Highlights of the survey were outlined at a press conference in New York today. The groups did the survey in response to calls for more analysis of the recommendations in an SEC study mandated under Section 914 of the Dodd-Frank Wall Street Reform and Consumer Protection Act.

Released last January, the SEC study examined three options for increasing the frequency of RIA examinations: Authorize the SEC to collect user fees from SEC-registered RIAs to fund their examinations; authorize one or more SROs to examine all SEC-registered RIAs, subject to SEC oversight; or authorize Finra to examine dual registrants for compliance with the Investment Advisers Act of 1940.

CFP Board officials contend that RIAs would prefer to keep the SEC as its overseeing body and oppose either of the other two options, claiming that both would likely cost at least twice as much choosing to fund an enhanced SEC examination program.

"We firmly believe that the SEC should retain oversight of investment advisors and be given the tools to adequately do the job, including the option of imposing user fees, which will be the most appropriate and cost-effective way to achieve the most important goal -- protecting investors," said Kevin Keller, CEO of the CFP Board.

The cost analysis was based on the assumption that RIAs would be examined on average once every four years. BCG relied on publicly available data, research, studies and reports, as well as in-depth interviews with RIA firms and former regulatory officials, among others. The SEC and Finra did not sponsor the study and were not asked to participate in it..

Funding an SRO would likely cost investment advisors at least twice as much as paying user fees to the SEC, according to BCG figures. The average annual fee per RIA firm is projected to be $27,300 for a full "enhanced SEC" examination program; $51,700 for a Finra investment advisor SRO; and $57,400 for a new RIA SRO.

"Let's be clear -- enhanced investment advisor oversight is needed," said David Tittsworth, executive director of Investment Adviser Association. "But giving the job to Finra would be the wrong choice for many reasons, including its lack of accountability, lack of transparency, weak track record, excessive costs, and its bias favoring the brokerage
industry."

Susan John, 2010-2011 Napfa chair, said that since most of it members are small business owners, they're keenly aware of the likely disparity in funding costs between the SEC, Finra or a new SRO. "We are unwilling to support a new layer of bureaucracy that would burden our member firms and further confuse consumers," she said.

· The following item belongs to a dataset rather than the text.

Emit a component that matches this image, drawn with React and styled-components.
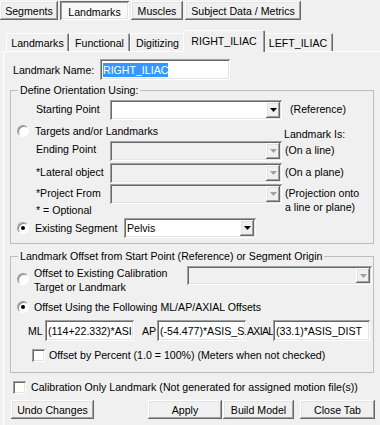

However, not all industry organizations are jumping on the SEC bandwagon.

"The simple fact is, Finra is the only entity with the capacity, funding and know-how to effectively examine retail investment advisors, which is not happening now," said FSI President and CEO Dale E. Brown. "When the SEC's own chair and commissioners acknowledge that an SRO is necessary, and that the SEC can't do the job, then it doesn't make much sense to keep pushing the improbable. The status quo simply continues to keep investors at risk."